<<<<

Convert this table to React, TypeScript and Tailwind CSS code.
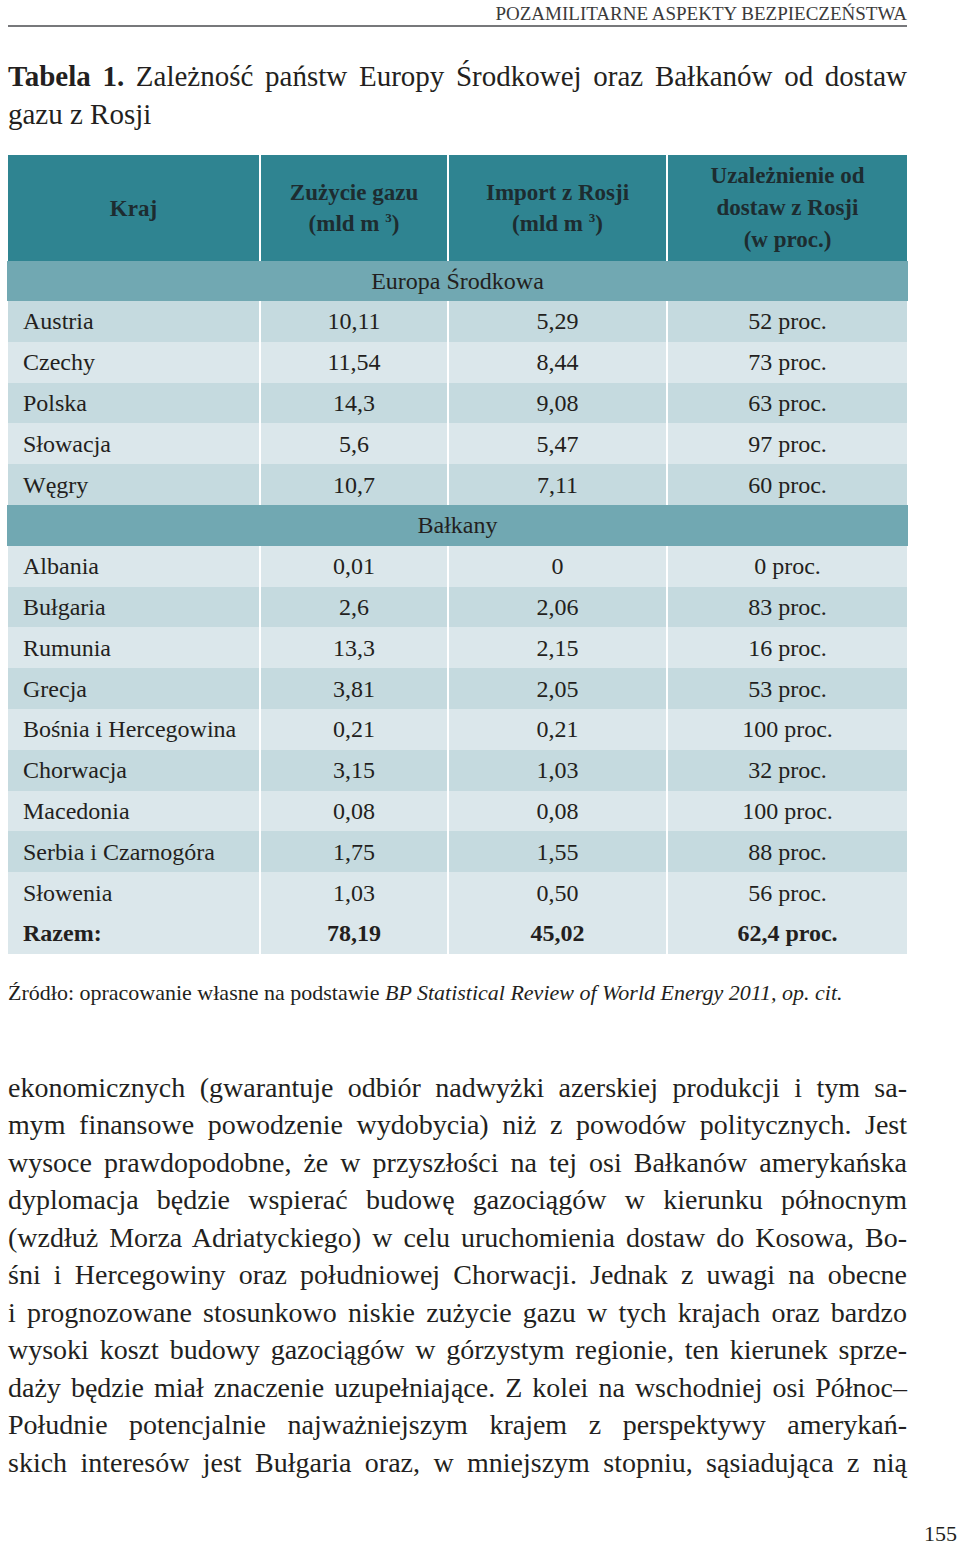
import React from "react";

const serif = "font-['Liberation_Serif','Times_New_Roman',serif]";

const rows: { kraj: string; zuz: string; imp: string; proc: string; dark: boolean; section?: string }[] = [
  { section: "Europa Środkowa", kraj: "", zuz: "", imp: "", proc: "", dark: false },
  { kraj: "Austria", zuz: "10,11", imp: "5,29", proc: "52 proc.", dark: true },
  { kraj: "Czechy", zuz: "11,54", imp: "8,44", proc: "73 proc.", dark: false },
  { kraj: "Polska", zuz: "14,3", imp: "9,08", proc: "63 proc.", dark: true },
  { kraj: "Słowacja", zuz: "5,6", imp: "5,47", proc: "97 proc.", dark: false },
  { kraj: "Węgry", zuz: "10,7", imp: "7,11", proc: "60 proc.", dark: true },
  { section: "Bałkany", kraj: "", zuz: "", imp: "", proc: "", dark: false },
  { kraj: "Albania", zuz: "0,01", imp: "0", proc: "0 proc.", dark: false },
  { kraj: "Bułgaria", zuz: "2,6", imp: "2,06", proc: "83 proc.", dark: true },
  { kraj: "Rumunia", zuz: "13,3", imp: "2,15", proc: "16 proc.", dark: false },
  { kraj: "Grecja", zuz: "3,81", imp: "2,05", proc: "53 proc.", dark: true },
  { kraj: "Bośnia i Hercegowina", zuz: "0,21", imp: "0,21", proc: "100 proc.", dark: false },
  { kraj: "Chorwacja", zuz: "3,15", imp: "1,03", proc: "32 proc.", dark: true },
  { kraj: "Macedonia", zuz: "0,08", imp: "0,08", proc: "100 proc.", dark: false },
  { kraj: "Serbia i Czarnogóra", zuz: "1,75", imp: "1,55", proc: "88 proc.", dark: true },
  { kraj: "Słowenia", zuz: "1,03", imp: "0,50", proc: "56 proc.", dark: false },
];

const body = [
  "ekonomicznych (gwarantuje odbiór nadwyżki azerskiej produkcji i tym sa-",
  "mym finansowe powodzenie wydobycia) niż z powodów politycznych. Jest",
  "wysoce prawdopodobne, że w przyszłości na tej osi Bałkanów amerykańska",
  "dyplomacja będzie wspierać budowę gazociągów w kierunku północnym",
  "(wzdłuż Morza Adriatyckiego) w celu uruchomienia dostaw do Kosowa, Bo-",
  "śni i Hercegowiny oraz południowej Chorwacji. Jednak z uwagi na obecne",
  "i prognozowane stosunkowo niskie zużycie gazu w tych krajach oraz bardzo",
  "wysoki koszt budowy gazociągów w górzystym regionie, ten kierunek sprze-",
  "daży będzie miał znaczenie uzupełniające. Z kolei na wschodniej osi Północ–",
  "Południe potencjalnie najważniejszym krajem z perspektywy amerykań-",
  "skich interesów jest Bułgaria oraz, w mniejszym stopniu, sąsiadująca z nią",
];

const Sup = () => <sup className="text-[13px] relative -top-[9px]">3</sup>;

export default function App() {
  return (
    <div className={`w-[960px] h-[1545px] bg-white text-[#231f20] ${serif}`}>
      <div className="w-[899px] ml-[8px] flex flex-col">
        {/* running header */}
        <div className="pt-[3px] h-[25px] text-right text-[19px] leading-[22px] text-[#3a3a3a]">
          POZAMILITARNE ASPEKTY BEZPIECZEŃSTWA
        </div>
        <div className="h-[2px] bg-[#77787b]" />

        {/* title */}
        <div className="mt-[30px] text-[29px] leading-[38px]">
          <div className="text-justify [text-align-last:justify] whitespace-nowrap">
            <b>Tabela 1.</b> Zależność państw Europy Środkowej oraz Bałkanów od dostaw
          </div>
          <div>gazu z Rosji</div>
        </div>

        {/* table */}
        <div className="mt-[22px] grid grid-cols-[251px_186px_217px_239px] gap-x-[2px]">
          <div className="h-[106px] bg-[#2f8491] flex items-center justify-center font-bold text-[23px] leading-[31px] text-[#1d2c30]">
            Kraj
          </div>
          <div className="h-[106px] bg-[#2f8491] flex flex-col items-center justify-center font-bold text-[23px] leading-[31px] text-[#1d2c30]">
            <span>Zużycie gazu</span>
            <span>(mld m <Sup />)</span>
          </div>
          <div className="h-[106px] bg-[#2f8491] flex flex-col items-center justify-center font-bold text-[23px] leading-[31px] text-[#1d2c30]">
            <span>Import z Rosji</span>
            <span>(mld m <Sup />)</span>
          </div>
          <div className="h-[106px] bg-[#2f8491] flex flex-col items-center justify-center font-bold text-[23px] leading-[32px] text-[#1d2c30]">
            <span>Uzależnienie od</span>
            <span>dostaw z Rosji</span>
            <span>(w proc.)</span>
          </div>

          {rows.map((r, i) =>
            r.section ? (
              <div
                key={i}
                className={`col-span-4 -mx-[1px] bg-[#71a8b2] flex items-center justify-center text-[24px] ${i === 0 ? "h-[40px]" : "h-[40.8px]"}`}
              >
                {r.section}
              </div>
            ) : (
              <React.Fragment key={i}>
                <div className={`h-[40.8px] flex items-center pl-[15px] text-[24px] ${r.dark ? "bg-[#c5dadf]" : "bg-[#dbe7eb]"}`}>
                  {r.kraj}
                </div>
                <div className={`h-[40.8px] flex items-center justify-center text-[24px] ${r.dark ? "bg-[#c5dadf]" : "bg-[#dbe7eb]"}`}>
                  {r.zuz}
                </div>
                <div className={`h-[40.8px] flex items-center justify-center text-[24px] ${r.dark ? "bg-[#c5dadf]" : "bg-[#dbe7eb]"}`}>
                  {r.imp}
                </div>
                <div className={`h-[40.8px] flex items-center justify-center text-[24px] ${r.dark ? "bg-[#c5dadf]" : "bg-[#dbe7eb]"}`}>
                  {r.proc}
                </div>
              </React.Fragment>
            )
          )}
          <div className="h-[40.8px] flex items-center pl-[15px] text-[24px] font-bold bg-[#dbe7eb]">Razem:</div>
          <div className="h-[40.8px] flex items-center justify-center text-[24px] font-bold bg-[#dbe7eb]">78,19</div>
          <div className="h-[40.8px] flex items-center justify-center text-[24px] font-bold bg-[#dbe7eb]">45,02</div>
          <div className="h-[40.8px] flex items-center justify-center text-[24px] font-bold bg-[#dbe7eb]">62,4 proc.</div>
        </div>

        {/* source */}
        <div className="mt-[26px] text-[22px] leading-[26px]">
          Źródło: opracowanie własne na podstawie <i>BP Statistical Review of World Energy 2011, op. cit.</i>
        </div>

        {/* body text */}
        <div className="mt-[63px] text-[28px] leading-[37.5px]">
          {body.map((line, i) => (
            <div key={i} className="text-justify [text-align-last:justify] whitespace-nowrap">
              {line}
            </div>
          ))}
        </div>
      </div>

      <div className="mt-[40px] w-[957px] text-right text-[22px] leading-[26px]">155</div>
    </div>
  );
}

>>>>

**Exercise directions**. Which lines of the material contain the string "React"? List each of them.

**Answer to the exercise**.
Convert this table to React, TypeScript and Tailwind CSS code.
import React from "react";
              <React.Fragment key={i}>
              </React.Fragment>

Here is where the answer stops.